OBJECTIVE:
Copy out the listing that follows, exactly, without its pictures.

COLLECTED DATA:
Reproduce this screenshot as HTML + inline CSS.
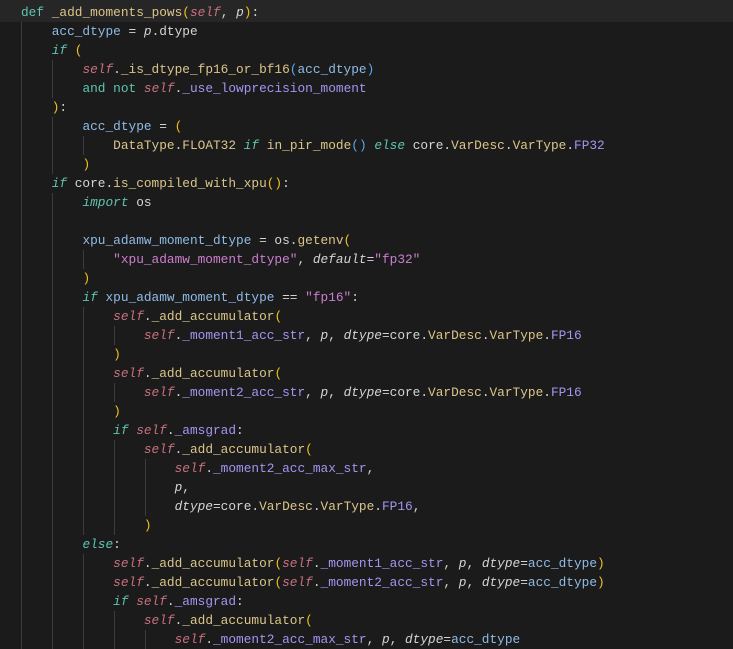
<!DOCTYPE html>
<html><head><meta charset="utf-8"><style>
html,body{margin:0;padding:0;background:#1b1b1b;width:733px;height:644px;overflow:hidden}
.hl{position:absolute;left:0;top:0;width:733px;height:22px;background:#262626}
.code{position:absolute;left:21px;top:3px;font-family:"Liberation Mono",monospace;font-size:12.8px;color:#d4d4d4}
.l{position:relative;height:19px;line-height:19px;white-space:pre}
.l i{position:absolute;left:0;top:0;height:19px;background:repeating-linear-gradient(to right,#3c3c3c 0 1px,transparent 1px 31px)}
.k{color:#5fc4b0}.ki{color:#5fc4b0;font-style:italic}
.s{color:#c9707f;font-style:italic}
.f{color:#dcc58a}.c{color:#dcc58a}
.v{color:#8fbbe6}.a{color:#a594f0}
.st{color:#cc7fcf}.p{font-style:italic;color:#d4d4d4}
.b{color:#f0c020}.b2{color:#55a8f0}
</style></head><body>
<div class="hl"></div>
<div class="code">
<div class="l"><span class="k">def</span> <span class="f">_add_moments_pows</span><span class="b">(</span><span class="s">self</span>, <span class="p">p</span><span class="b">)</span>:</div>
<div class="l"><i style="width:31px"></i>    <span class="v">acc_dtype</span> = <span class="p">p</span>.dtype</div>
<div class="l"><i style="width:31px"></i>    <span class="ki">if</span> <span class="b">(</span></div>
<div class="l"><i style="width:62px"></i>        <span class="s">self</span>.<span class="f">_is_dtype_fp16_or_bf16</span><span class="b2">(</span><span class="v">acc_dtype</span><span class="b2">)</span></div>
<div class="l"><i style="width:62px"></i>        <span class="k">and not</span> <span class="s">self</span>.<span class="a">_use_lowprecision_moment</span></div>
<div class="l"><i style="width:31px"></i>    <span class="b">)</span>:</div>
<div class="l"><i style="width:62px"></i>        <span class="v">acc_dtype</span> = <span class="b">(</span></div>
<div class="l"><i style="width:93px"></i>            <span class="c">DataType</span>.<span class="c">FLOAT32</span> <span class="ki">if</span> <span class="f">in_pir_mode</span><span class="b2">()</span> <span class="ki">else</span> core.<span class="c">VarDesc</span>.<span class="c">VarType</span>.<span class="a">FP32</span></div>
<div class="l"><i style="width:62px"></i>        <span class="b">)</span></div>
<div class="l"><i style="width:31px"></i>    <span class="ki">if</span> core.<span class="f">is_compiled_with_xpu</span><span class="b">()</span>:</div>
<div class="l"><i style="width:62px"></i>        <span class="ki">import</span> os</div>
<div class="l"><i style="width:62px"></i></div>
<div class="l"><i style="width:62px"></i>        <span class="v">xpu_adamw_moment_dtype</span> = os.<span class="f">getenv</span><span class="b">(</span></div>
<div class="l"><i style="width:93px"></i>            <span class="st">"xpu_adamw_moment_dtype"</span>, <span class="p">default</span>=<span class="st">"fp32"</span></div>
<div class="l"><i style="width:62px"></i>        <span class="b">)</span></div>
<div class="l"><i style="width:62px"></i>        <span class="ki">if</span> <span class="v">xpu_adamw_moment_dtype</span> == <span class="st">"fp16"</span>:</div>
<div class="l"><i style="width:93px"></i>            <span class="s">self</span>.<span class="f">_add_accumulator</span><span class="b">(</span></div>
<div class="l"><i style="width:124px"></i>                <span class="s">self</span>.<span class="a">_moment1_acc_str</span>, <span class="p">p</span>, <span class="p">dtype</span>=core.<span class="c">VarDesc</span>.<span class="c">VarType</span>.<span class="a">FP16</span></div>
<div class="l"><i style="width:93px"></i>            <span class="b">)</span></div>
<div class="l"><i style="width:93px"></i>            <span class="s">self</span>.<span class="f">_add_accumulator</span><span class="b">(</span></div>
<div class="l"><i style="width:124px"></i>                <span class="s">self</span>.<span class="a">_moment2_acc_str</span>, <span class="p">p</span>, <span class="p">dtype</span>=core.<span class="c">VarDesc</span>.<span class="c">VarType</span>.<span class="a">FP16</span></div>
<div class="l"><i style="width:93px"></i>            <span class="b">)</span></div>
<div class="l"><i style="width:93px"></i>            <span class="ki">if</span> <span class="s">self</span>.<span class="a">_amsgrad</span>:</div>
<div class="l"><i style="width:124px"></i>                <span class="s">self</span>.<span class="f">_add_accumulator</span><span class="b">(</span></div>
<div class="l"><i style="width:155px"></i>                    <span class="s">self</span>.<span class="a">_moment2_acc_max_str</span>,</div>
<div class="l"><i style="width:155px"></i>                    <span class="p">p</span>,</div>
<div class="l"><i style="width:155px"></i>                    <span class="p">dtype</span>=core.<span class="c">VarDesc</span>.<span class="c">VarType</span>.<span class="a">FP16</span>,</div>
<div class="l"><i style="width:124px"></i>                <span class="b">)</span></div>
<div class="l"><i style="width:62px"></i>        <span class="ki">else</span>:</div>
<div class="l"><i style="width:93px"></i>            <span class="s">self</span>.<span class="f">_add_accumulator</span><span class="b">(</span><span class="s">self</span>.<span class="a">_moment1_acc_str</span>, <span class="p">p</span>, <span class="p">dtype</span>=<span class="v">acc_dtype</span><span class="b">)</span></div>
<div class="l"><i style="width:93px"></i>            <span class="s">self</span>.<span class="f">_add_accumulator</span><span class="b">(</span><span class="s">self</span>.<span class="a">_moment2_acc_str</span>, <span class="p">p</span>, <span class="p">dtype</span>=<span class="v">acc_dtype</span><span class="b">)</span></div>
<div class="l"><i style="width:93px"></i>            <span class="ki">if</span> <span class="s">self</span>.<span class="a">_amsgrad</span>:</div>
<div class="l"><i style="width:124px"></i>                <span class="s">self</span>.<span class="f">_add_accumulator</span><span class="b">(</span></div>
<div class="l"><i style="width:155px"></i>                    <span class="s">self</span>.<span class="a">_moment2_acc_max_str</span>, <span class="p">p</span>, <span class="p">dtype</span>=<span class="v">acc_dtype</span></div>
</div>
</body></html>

RESPONSE:
Reproduce this screenshot as HTML + inline CSS.
<!DOCTYPE html>
<html><head><meta charset="utf-8"><style>
html,body{margin:0;padding:0;background:#1b1b1b;width:733px;height:644px;overflow:hidden}
.hl{position:absolute;left:0;top:0;width:733px;height:22px;background:#262626}
.code{position:absolute;left:21px;top:3px;font-family:"Liberation Mono",monospace;font-size:12.8px;color:#d4d4d4}
.l{position:relative;height:19px;line-height:19px;white-space:pre}
.l i{position:absolute;left:0;top:0;height:19px;background:repeating-linear-gradient(to right,#3c3c3c 0 1px,transparent 1px 31px)}
.k{color:#5fc4b0}.ki{color:#5fc4b0;font-style:italic}
.s{color:#c9707f;font-style:italic}
.f{color:#dcc58a}.c{color:#dcc58a}
.v{color:#8fbbe6}.a{color:#a594f0}
.st{color:#cc7fcf}.p{font-style:italic;color:#d4d4d4}
.b{color:#f0c020}.b2{color:#55a8f0}
</style></head><body>
<div class="hl"></div>
<div class="code">
<div class="l"><span class="k">def</span> <span class="f">_add_moments_pows</span><span class="b">(</span><span class="s">self</span>, <span class="p">p</span><span class="b">)</span>:</div>
<div class="l"><i style="width:31px"></i>    <span class="v">acc_dtype</span> = <span class="p">p</span>.dtype</div>
<div class="l"><i style="width:31px"></i>    <span class="ki">if</span> <span class="b">(</span></div>
<div class="l"><i style="width:62px"></i>        <span class="s">self</span>.<span class="f">_is_dtype_fp16_or_bf16</span><span class="b2">(</span><span class="v">acc_dtype</span><span class="b2">)</span></div>
<div class="l"><i style="width:62px"></i>        <span class="k">and not</span> <span class="s">self</span>.<span class="a">_use_lowprecision_moment</span></div>
<div class="l"><i style="width:31px"></i>    <span class="b">)</span>:</div>
<div class="l"><i style="width:62px"></i>        <span class="v">acc_dtype</span> = <span class="b">(</span></div>
<div class="l"><i style="width:93px"></i>            <span class="c">DataType</span>.<span class="c">FLOAT32</span> <span class="ki">if</span> <span class="f">in_pir_mode</span><span class="b2">()</span> <span class="ki">else</span> core.<span class="c">VarDesc</span>.<span class="c">VarType</span>.<span class="a">FP32</span></div>
<div class="l"><i style="width:62px"></i>        <span class="b">)</span></div>
<div class="l"><i style="width:31px"></i>    <span class="ki">if</span> core.<span class="f">is_compiled_with_xpu</span><span class="b">()</span>:</div>
<div class="l"><i style="width:62px"></i>        <span class="ki">import</span> os</div>
<div class="l"><i style="width:62px"></i></div>
<div class="l"><i style="width:62px"></i>        <span class="v">xpu_adamw_moment_dtype</span> = os.<span class="f">getenv</span><span class="b">(</span></div>
<div class="l"><i style="width:93px"></i>            <span class="st">"xpu_adamw_moment_dtype"</span>, <span class="p">default</span>=<span class="st">"fp32"</span></div>
<div class="l"><i style="width:62px"></i>        <span class="b">)</span></div>
<div class="l"><i style="width:62px"></i>        <span class="ki">if</span> <span class="v">xpu_adamw_moment_dtype</span> == <span class="st">"fp16"</span>:</div>
<div class="l"><i style="width:93px"></i>            <span class="s">self</span>.<span class="f">_add_accumulator</span><span class="b">(</span></div>
<div class="l"><i style="width:124px"></i>                <span class="s">self</span>.<span class="a">_moment1_acc_str</span>, <span class="p">p</span>, <span class="p">dtype</span>=core.<span class="c">VarDesc</span>.<span class="c">VarType</span>.<span class="a">FP16</span></div>
<div class="l"><i style="width:93px"></i>            <span class="b">)</span></div>
<div class="l"><i style="width:93px"></i>            <span class="s">self</span>.<span class="f">_add_accumulator</span><span class="b">(</span></div>
<div class="l"><i style="width:124px"></i>                <span class="s">self</span>.<span class="a">_moment2_acc_str</span>, <span class="p">p</span>, <span class="p">dtype</span>=core.<span class="c">VarDesc</span>.<span class="c">VarType</span>.<span class="a">FP16</span></div>
<div class="l"><i style="width:93px"></i>            <span class="b">)</span></div>
<div class="l"><i style="width:93px"></i>            <span class="ki">if</span> <span class="s">self</span>.<span class="a">_amsgrad</span>:</div>
<div class="l"><i style="width:124px"></i>                <span class="s">self</span>.<span class="f">_add_accumulator</span><span class="b">(</span></div>
<div class="l"><i style="width:155px"></i>                    <span class="s">self</span>.<span class="a">_moment2_acc_max_str</span>,</div>
<div class="l"><i style="width:155px"></i>                    <span class="p">p</span>,</div>
<div class="l"><i style="width:155px"></i>                    <span class="p">dtype</span>=core.<span class="c">VarDesc</span>.<span class="c">VarType</span>.<span class="a">FP16</span>,</div>
<div class="l"><i style="width:124px"></i>                <span class="b">)</span></div>
<div class="l"><i style="width:62px"></i>        <span class="ki">else</span>:</div>
<div class="l"><i style="width:93px"></i>            <span class="s">self</span>.<span class="f">_add_accumulator</span><span class="b">(</span><span class="s">self</span>.<span class="a">_moment1_acc_str</span>, <span class="p">p</span>, <span class="p">dtype</span>=<span class="v">acc_dtype</span><span class="b">)</span></div>
<div class="l"><i style="width:93px"></i>            <span class="s">self</span>.<span class="f">_add_accumulator</span><span class="b">(</span><span class="s">self</span>.<span class="a">_moment2_acc_str</span>, <span class="p">p</span>, <span class="p">dtype</span>=<span class="v">acc_dtype</span><span class="b">)</span></div>
<div class="l"><i style="width:93px"></i>            <span class="ki">if</span> <span class="s">self</span>.<span class="a">_amsgrad</span>:</div>
<div class="l"><i style="width:124px"></i>                <span class="s">self</span>.<span class="f">_add_accumulator</span><span class="b">(</span></div>
<div class="l"><i style="width:155px"></i>                    <span class="s">self</span>.<span class="a">_moment2_acc_max_str</span>, <span class="p">p</span>, <span class="p">dtype</span>=<span class="v">acc_dtype</span></div>
</div>
</body></html>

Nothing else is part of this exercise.